Exercise:
Report how many lines hold the string "this". Give the number and nothing else.

==== Supplied information ====

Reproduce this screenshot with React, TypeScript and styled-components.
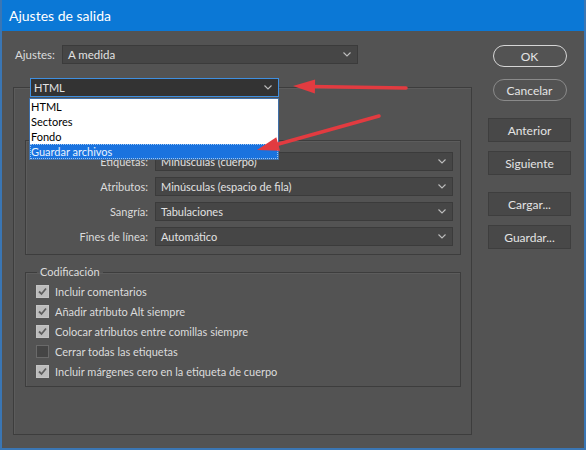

====
==== Supplied information ====

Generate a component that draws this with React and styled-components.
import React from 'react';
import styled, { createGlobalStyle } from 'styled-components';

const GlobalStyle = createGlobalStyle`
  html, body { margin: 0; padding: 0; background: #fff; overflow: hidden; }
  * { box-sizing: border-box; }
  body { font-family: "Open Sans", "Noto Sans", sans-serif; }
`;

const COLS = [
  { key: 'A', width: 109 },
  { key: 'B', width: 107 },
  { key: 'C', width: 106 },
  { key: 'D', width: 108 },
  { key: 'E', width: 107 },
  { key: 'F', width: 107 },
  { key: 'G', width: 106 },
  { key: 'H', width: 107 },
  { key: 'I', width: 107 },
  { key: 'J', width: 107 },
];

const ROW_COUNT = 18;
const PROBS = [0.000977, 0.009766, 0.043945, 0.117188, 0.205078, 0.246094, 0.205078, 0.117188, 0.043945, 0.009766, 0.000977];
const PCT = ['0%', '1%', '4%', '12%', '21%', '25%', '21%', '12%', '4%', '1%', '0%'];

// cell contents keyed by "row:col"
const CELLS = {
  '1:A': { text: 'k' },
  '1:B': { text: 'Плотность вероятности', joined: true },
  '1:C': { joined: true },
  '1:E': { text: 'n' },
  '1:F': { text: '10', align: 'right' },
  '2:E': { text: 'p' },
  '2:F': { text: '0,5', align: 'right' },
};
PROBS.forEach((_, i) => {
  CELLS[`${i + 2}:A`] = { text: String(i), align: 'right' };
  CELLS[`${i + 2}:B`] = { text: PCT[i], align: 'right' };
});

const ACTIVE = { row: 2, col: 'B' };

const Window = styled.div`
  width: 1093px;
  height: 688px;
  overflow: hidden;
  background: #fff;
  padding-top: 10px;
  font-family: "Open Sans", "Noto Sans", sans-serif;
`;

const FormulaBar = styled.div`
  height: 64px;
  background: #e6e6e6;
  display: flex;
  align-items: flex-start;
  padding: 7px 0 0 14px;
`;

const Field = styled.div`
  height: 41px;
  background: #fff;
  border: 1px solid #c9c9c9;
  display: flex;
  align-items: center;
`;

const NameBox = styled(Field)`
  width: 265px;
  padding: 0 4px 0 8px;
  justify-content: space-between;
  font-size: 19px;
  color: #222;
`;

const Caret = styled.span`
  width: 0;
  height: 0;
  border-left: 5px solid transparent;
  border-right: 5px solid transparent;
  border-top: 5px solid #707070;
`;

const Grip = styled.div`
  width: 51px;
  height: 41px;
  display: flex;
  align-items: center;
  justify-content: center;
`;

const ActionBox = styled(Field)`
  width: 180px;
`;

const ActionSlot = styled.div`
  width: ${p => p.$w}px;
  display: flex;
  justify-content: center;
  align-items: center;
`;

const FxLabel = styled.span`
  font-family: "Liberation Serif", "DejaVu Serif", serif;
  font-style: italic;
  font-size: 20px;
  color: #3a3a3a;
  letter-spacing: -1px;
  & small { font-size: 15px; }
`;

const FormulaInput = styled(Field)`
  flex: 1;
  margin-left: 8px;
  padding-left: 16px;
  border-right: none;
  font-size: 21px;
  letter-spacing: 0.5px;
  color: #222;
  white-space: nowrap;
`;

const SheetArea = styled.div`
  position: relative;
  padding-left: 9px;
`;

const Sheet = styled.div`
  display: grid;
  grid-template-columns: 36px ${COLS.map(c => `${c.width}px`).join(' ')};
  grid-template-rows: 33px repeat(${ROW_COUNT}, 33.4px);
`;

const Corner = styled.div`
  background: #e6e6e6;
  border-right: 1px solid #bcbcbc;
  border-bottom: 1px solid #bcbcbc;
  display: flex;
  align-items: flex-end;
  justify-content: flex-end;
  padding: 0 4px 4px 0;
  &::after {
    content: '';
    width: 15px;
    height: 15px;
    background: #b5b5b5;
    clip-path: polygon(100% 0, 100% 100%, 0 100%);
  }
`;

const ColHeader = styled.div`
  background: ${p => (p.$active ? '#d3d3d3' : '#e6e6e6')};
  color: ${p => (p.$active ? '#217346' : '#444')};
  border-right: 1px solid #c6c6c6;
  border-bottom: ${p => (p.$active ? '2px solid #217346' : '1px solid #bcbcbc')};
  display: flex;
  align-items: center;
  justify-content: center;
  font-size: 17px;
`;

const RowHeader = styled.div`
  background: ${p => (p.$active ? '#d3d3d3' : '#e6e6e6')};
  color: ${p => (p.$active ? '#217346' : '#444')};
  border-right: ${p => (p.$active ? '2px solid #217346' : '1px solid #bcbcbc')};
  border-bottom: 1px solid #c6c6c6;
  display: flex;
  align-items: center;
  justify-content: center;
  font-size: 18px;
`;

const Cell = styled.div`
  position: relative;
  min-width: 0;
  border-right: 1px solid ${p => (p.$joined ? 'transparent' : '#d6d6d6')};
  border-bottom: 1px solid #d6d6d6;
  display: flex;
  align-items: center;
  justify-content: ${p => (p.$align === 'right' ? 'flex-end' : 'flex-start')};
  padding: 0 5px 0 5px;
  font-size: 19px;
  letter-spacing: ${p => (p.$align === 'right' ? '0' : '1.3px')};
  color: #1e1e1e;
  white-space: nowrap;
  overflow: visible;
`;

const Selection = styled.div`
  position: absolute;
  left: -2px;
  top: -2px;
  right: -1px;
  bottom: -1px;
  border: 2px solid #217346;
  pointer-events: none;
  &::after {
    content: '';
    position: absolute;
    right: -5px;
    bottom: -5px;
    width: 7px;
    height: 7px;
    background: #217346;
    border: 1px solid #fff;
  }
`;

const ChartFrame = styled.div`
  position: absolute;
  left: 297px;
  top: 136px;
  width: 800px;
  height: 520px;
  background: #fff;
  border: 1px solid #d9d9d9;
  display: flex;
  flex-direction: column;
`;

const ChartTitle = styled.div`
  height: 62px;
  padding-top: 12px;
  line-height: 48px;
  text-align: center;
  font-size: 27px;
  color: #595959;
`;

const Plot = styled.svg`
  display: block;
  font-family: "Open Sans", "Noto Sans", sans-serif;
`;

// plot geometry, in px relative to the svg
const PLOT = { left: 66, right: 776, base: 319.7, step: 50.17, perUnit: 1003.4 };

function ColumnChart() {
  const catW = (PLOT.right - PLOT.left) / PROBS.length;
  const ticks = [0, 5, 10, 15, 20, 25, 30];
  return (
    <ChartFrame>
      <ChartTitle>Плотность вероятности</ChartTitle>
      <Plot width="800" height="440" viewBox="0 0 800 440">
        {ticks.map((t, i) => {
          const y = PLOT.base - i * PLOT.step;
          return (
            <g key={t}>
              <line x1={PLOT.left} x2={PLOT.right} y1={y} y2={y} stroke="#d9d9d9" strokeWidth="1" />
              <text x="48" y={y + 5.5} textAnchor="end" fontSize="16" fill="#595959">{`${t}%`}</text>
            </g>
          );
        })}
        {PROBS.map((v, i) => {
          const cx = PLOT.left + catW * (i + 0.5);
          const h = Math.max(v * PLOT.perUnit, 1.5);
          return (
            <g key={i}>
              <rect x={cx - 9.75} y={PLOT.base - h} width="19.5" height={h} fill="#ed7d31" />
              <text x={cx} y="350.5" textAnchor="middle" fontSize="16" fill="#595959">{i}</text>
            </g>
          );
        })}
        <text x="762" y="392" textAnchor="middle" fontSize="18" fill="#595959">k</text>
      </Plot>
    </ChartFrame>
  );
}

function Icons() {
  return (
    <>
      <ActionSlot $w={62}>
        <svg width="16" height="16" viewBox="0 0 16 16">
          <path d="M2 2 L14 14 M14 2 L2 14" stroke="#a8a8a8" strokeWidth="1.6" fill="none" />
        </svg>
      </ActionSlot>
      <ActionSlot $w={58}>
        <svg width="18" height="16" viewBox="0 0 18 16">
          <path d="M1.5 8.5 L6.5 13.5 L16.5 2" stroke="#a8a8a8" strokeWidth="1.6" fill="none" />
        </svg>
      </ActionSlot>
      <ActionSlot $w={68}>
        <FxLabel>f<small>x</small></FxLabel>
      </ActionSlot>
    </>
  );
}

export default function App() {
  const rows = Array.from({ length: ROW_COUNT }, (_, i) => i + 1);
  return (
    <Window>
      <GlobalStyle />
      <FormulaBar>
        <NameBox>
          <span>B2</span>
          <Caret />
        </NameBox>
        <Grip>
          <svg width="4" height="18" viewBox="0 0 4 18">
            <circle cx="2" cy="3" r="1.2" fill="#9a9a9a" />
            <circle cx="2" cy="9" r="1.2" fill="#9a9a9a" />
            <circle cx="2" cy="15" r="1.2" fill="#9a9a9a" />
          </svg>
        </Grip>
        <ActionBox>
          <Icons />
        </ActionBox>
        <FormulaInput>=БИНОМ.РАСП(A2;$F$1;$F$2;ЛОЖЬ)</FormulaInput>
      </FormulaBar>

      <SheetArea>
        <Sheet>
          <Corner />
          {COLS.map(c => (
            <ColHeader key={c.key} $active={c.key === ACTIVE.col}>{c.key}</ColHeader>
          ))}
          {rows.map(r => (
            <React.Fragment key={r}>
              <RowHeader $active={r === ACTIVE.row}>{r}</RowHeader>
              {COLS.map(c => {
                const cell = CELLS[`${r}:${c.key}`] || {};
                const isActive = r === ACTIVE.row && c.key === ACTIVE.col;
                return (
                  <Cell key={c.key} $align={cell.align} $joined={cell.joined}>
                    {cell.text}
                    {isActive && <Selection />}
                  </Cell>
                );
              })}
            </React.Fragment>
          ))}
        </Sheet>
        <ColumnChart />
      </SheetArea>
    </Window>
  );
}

====

Task response:
2